*The exercise*
From the listing that follows, output everything exactly except the pictures.

━━━━━ Source data

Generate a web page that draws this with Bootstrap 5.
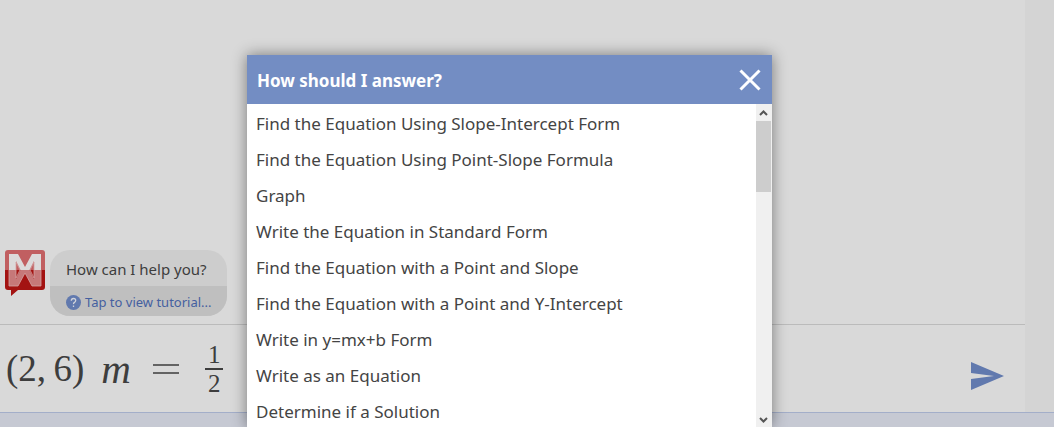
<!DOCTYPE html>
<html lang="en">
<head>
<meta charset="utf-8">
<meta name="viewport" content="width=device-width, initial-scale=1">
<title>How should I answer?</title>
<link href="https://cdn.jsdelivr.net/npm/bootstrap@5.3.0/dist/css/bootstrap.min.css" rel="stylesheet">
<style>
  body { font-family: "Noto Sans", "Open Sans", sans-serif; background: #d9d9d9; color: #3d3d3d; }
  .gutter { width: 29px; background: #d4d4d4; }
  .chat { padding: 0 0 8px 5px; }
  .message { gap: 5px; }
  .bubble { border-radius: 20px; background: #cdcdcd; overflow: hidden; width: 177px; }
  .bubble-text { font-size: 15px; line-height: 20px; padding: 9px 16px 7px; }
  .bubble-link { font-size: 13px; line-height: 20px; padding: 6px 0 4px 16px; gap: 4px; background: #bfbfbf; color: #4560a0; }
  .entry { height: 88px; border-top: 1px solid #bbb; padding: 0 21px 0 6px; }
  .send { margin-top: 14px; }
  .formula { font-family: "Liberation Serif", serif; font-size: 37px; line-height: 48px; gap: 22px; }
  .formula .variable { font-size: 41px; margin-left: -5px; }
  .formula .fraction { font-size: 25px; line-height: 27px; margin-left: 4px; }
  .formula .numerator { border-bottom: 2px solid #3d3d3d; padding: 0 3px; }
  .footer-strip { height: 15px; background: #c6c9d3; border-top: 1px solid #a3aec9; }
  .overlay { padding: 55px 35px 0 0; }
  .answer-dialog { width: 525px; background: #fff; box-shadow: 0 0 14px rgba(0, 0, 0, .45); }
  .answer-head { height: 49px; background: #738dc3; color: #fff; padding: 2px 10px 0; }
  .answer-head h1 { font-size: 17px; line-height: 24px; }
  .answer-head button { margin-bottom: 2px; }
  .answer-list { padding-top: 2px; min-width: 0; }
  .answer-list button { display: block; width: 100%; border: 0; background: none; text-align: left; color: #444; font-size: 17px; line-height: 36px; padding: 0 9px; white-space: nowrap; }
  .answer-list button:hover { background: #eef1f8; }
  .scroll-rail { width: 16px; background: #f0f0f0; }
  .scroll-rail svg { height: 17px; width: 15px; }
  .scroll-thumb { height: 71px; width: 15px; background: #cdcdcd; }
</style>
</head>
<body class="vh-100 overflow-hidden position-relative">
<div class="d-flex flex-column h-100">
  <div class="d-flex flex-fill">
    <main class="d-flex flex-column flex-fill">
      <div class="chat d-flex flex-fill align-items-end">
        <div class="message d-flex align-items-start">
          <svg class="flex-shrink-0" width="40" height="46" viewBox="0 0 40 46" role="img" aria-label="Mathway">
            <path d="M3 0H37Q40 0 40 3V20H0V3Q0 0 3 0Z" fill="#c15f61"/>
            <path d="M0 20H40V37Q40 40 37 40H13L6 46V40H3Q0 40 0 37Z" fill="#a31312"/>
            <path d="M4 4H13L20 17L27 4H36V20H29V11L24.500 20H15.500L11 11V20H4Z" fill="#dcdada"/>
            <path d="M4 20H11V29L15.500 20H24.500L29 29V20H36V36H27L20 23L13 36H4Z" fill="#c67879"/>
            <path d="M4 20V36H13L20 23L27 36H36V20M11 12V28L15 20ZM29 12V28L25 20Z" fill="none" stroke="#d3a3a3" stroke-width=".8"/>
          </svg>
          <div class="bubble">
            <div class="bubble-text">How can I help you?</div>
            <a class="bubble-link d-flex align-items-center text-decoration-none" href="#tutorial">
              <svg width="15" height="15" viewBox="0 0 15 15" aria-hidden="true">
                <circle cx="7.500" cy="7.500" r="7.500" fill="#6179ae"/>
                <path d="M5.300 5.800Q5.300 3.500 7.500 3.500T9.700 5.600Q9.700 6.700 8.500 7.400T7.500 9.200M7.500 10.400V11.900" fill="none" stroke="#cfd2da" stroke-width="1.300"/>
              </svg>
              <span>Tap to view tutorial...</span>
            </a>
          </div>
        </div>
      </div>
      <div class="entry d-flex align-items-center justify-content-between">
        <div class="formula d-flex align-items-center">
          <span>(2,&thinsp;6)</span>
          <i class="variable">m</i>
          <svg width="26" height="12" viewBox="0 0 26 12" role="img" aria-label="equals"><path d="M0 2H26M0 10H26" stroke="#3d3d3d" stroke-width="1.500"/></svg>
          <span class="fraction d-flex flex-column align-items-center">
            <span class="numerator">1</span>
            <span>2</span>
          </span>
        </div>
        <button class="send btn p-0 border-0" type="button" aria-label="Send">
          <svg class="d-block" width="33" height="28" viewBox="0 0 33 28" aria-hidden="true"><path d="M0 0L33 14L0 28V17L23 14L0 11Z" fill="#6179ae"/></svg>
        </button>
      </div>
    </main>
    <div class="gutter"></div>
  </div>
  <div class="footer-strip"></div>
</div>

<div class="overlay position-absolute top-0 start-0 w-100 h-100 d-flex justify-content-center">
  <section class="answer-dialog d-flex flex-column" role="dialog" aria-labelledby="answer-title">
    <header class="answer-head d-flex align-items-center justify-content-between flex-shrink-0">
      <h1 id="answer-title" class="fw-bold m-0">How should I answer?</h1>
      <button class="btn p-0 border-0" type="button" aria-label="Close">
        <svg class="d-block" width="24" height="22" viewBox="0 0 24 22" aria-hidden="true"><path d="M2.500 1.500L21.500 20.500M21.500 1.500L2.500 20.500" stroke="#fff" stroke-width="3"/></svg>
      </button>
    </header>
    <div class="d-flex flex-fill overflow-hidden">
      <div class="answer-list flex-fill overflow-hidden">
        <button type="button">Find the Equation Using Slope-Intercept Form</button>
        <button type="button">Find the Equation Using Point-Slope Formula</button>
        <button type="button">Graph</button>
        <button type="button">Write the Equation in Standard Form</button>
        <button type="button">Find the Equation with a Point and Slope</button>
        <button type="button">Find the Equation with a Point and Y-Intercept</button>
        <button type="button">Write in y=mx+b Form</button>
        <button type="button">Write as an Equation</button>
        <button type="button">Determine if a Solution</button>
      </div>
      <div class="scroll-rail d-flex flex-column" aria-hidden="true">
        <svg viewBox="0 0 15 17"><path d="M4 11L7.500 7.500L11 11" fill="none" stroke="#555" stroke-width="2"/></svg>
        <div class="scroll-thumb"></div>
        <svg class="mt-auto" viewBox="0 0 15 17"><path d="M4 8L7.500 11.500L11 8" fill="none" stroke="#555" stroke-width="2"/></svg>
      </div>
    </div>
  </section>
</div>
<script src="https://cdn.jsdelivr.net/npm/bootstrap@5.3.0/dist/js/bootstrap.bundle.min.js"></script>
</body>
</html>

━━━━━━━━━━

*Written solution*
Generate a web page that draws this with Bootstrap 5.
<!DOCTYPE html>
<html lang="en">
<head>
<meta charset="utf-8">
<meta name="viewport" content="width=device-width, initial-scale=1">
<title>How should I answer?</title>
<link href="https://cdn.jsdelivr.net/npm/bootstrap@5.3.0/dist/css/bootstrap.min.css" rel="stylesheet">
<style>
  body { font-family: "Noto Sans", "Open Sans", sans-serif; background: #d9d9d9; color: #3d3d3d; }
  .gutter { width: 29px; background: #d4d4d4; }
  .chat { padding: 0 0 8px 5px; }
  .message { gap: 5px; }
  .bubble { border-radius: 20px; background: #cdcdcd; overflow: hidden; width: 177px; }
  .bubble-text { font-size: 15px; line-height: 20px; padding: 9px 16px 7px; }
  .bubble-link { font-size: 13px; line-height: 20px; padding: 6px 0 4px 16px; gap: 4px; background: #bfbfbf; color: #4560a0; }
  .entry { height: 88px; border-top: 1px solid #bbb; padding: 0 21px 0 6px; }
  .send { margin-top: 14px; }
  .formula { font-family: "Liberation Serif", serif; font-size: 37px; line-height: 48px; gap: 22px; }
  .formula .variable { font-size: 41px; margin-left: -5px; }
  .formula .fraction { font-size: 25px; line-height: 27px; margin-left: 4px; }
  .formula .numerator { border-bottom: 2px solid #3d3d3d; padding: 0 3px; }
  .footer-strip { height: 15px; background: #c6c9d3; border-top: 1px solid #a3aec9; }
  .overlay { padding: 55px 35px 0 0; }
  .answer-dialog { width: 525px; background: #fff; box-shadow: 0 0 14px rgba(0, 0, 0, .45); }
  .answer-head { height: 49px; background: #738dc3; color: #fff; padding: 2px 10px 0; }
  .answer-head h1 { font-size: 17px; line-height: 24px; }
  .answer-head button { margin-bottom: 2px; }
  .answer-list { padding-top: 2px; min-width: 0; }
  .answer-list button { display: block; width: 100%; border: 0; background: none; text-align: left; color: #444; font-size: 17px; line-height: 36px; padding: 0 9px; white-space: nowrap; }
  .answer-list button:hover { background: #eef1f8; }
  .scroll-rail { width: 16px; background: #f0f0f0; }
  .scroll-rail svg { height: 17px; width: 15px; }
  .scroll-thumb { height: 71px; width: 15px; background: #cdcdcd; }
</style>
</head>
<body class="vh-100 overflow-hidden position-relative">
<div class="d-flex flex-column h-100">
  <div class="d-flex flex-fill">
    <main class="d-flex flex-column flex-fill">
      <div class="chat d-flex flex-fill align-items-end">
        <div class="message d-flex align-items-start">
          <svg class="flex-shrink-0" width="40" height="46" viewBox="0 0 40 46" role="img" aria-label="Mathway">
            <path d="M3 0H37Q40 0 40 3V20H0V3Q0 0 3 0Z" fill="#c15f61"/>
            <path d="M0 20H40V37Q40 40 37 40H13L6 46V40H3Q0 40 0 37Z" fill="#a31312"/>
            <path d="M4 4H13L20 17L27 4H36V20H29V11L24.500 20H15.500L11 11V20H4Z" fill="#dcdada"/>
            <path d="M4 20H11V29L15.500 20H24.500L29 29V20H36V36H27L20 23L13 36H4Z" fill="#c67879"/>
            <path d="M4 20V36H13L20 23L27 36H36V20M11 12V28L15 20ZM29 12V28L25 20Z" fill="none" stroke="#d3a3a3" stroke-width=".8"/>
          </svg>
          <div class="bubble">
            <div class="bubble-text">How can I help you?</div>
            <a class="bubble-link d-flex align-items-center text-decoration-none" href="#tutorial">
              <svg width="15" height="15" viewBox="0 0 15 15" aria-hidden="true">
                <circle cx="7.500" cy="7.500" r="7.500" fill="#6179ae"/>
                <path d="M5.300 5.800Q5.300 3.500 7.500 3.500T9.700 5.600Q9.700 6.700 8.500 7.400T7.500 9.200M7.500 10.400V11.900" fill="none" stroke="#cfd2da" stroke-width="1.300"/>
              </svg>
              <span>Tap to view tutorial...</span>
            </a>
          </div>
        </div>
      </div>
      <div class="entry d-flex align-items-center justify-content-between">
        <div class="formula d-flex align-items-center">
          <span>(2,&thinsp;6)</span>
          <i class="variable">m</i>
          <svg width="26" height="12" viewBox="0 0 26 12" role="img" aria-label="equals"><path d="M0 2H26M0 10H26" stroke="#3d3d3d" stroke-width="1.500"/></svg>
          <span class="fraction d-flex flex-column align-items-center">
            <span class="numerator">1</span>
            <span>2</span>
          </span>
        </div>
        <button class="send btn p-0 border-0" type="button" aria-label="Send">
          <svg class="d-block" width="33" height="28" viewBox="0 0 33 28" aria-hidden="true"><path d="M0 0L33 14L0 28V17L23 14L0 11Z" fill="#6179ae"/></svg>
        </button>
      </div>
    </main>
    <div class="gutter"></div>
  </div>
  <div class="footer-strip"></div>
</div>

<div class="overlay position-absolute top-0 start-0 w-100 h-100 d-flex justify-content-center">
  <section class="answer-dialog d-flex flex-column" role="dialog" aria-labelledby="answer-title">
    <header class="answer-head d-flex align-items-center justify-content-between flex-shrink-0">
      <h1 id="answer-title" class="fw-bold m-0">How should I answer?</h1>
      <button class="btn p-0 border-0" type="button" aria-label="Close">
        <svg class="d-block" width="24" height="22" viewBox="0 0 24 22" aria-hidden="true"><path d="M2.500 1.500L21.500 20.500M21.500 1.500L2.500 20.500" stroke="#fff" stroke-width="3"/></svg>
      </button>
    </header>
    <div class="d-flex flex-fill overflow-hidden">
      <div class="answer-list flex-fill overflow-hidden">
        <button type="button">Find the Equation Using Slope-Intercept Form</button>
        <button type="button">Find the Equation Using Point-Slope Formula</button>
        <button type="button">Graph</button>
        <button type="button">Write the Equation in Standard Form</button>
        <button type="button">Find the Equation with a Point and Slope</button>
        <button type="button">Find the Equation with a Point and Y-Intercept</button>
        <button type="button">Write in y=mx+b Form</button>
        <button type="button">Write as an Equation</button>
        <button type="button">Determine if a Solution</button>
      </div>
      <div class="scroll-rail d-flex flex-column" aria-hidden="true">
        <svg viewBox="0 0 15 17"><path d="M4 11L7.500 7.500L11 11" fill="none" stroke="#555" stroke-width="2"/></svg>
        <div class="scroll-thumb"></div>
        <svg class="mt-auto" viewBox="0 0 15 17"><path d="M4 8L7.500 11.500L11 8" fill="none" stroke="#555" stroke-width="2"/></svg>
      </div>
    </div>
  </section>
</div>
<script src="https://cdn.jsdelivr.net/npm/bootstrap@5.3.0/dist/js/bootstrap.bundle.min.js"></script>
</body>
</html>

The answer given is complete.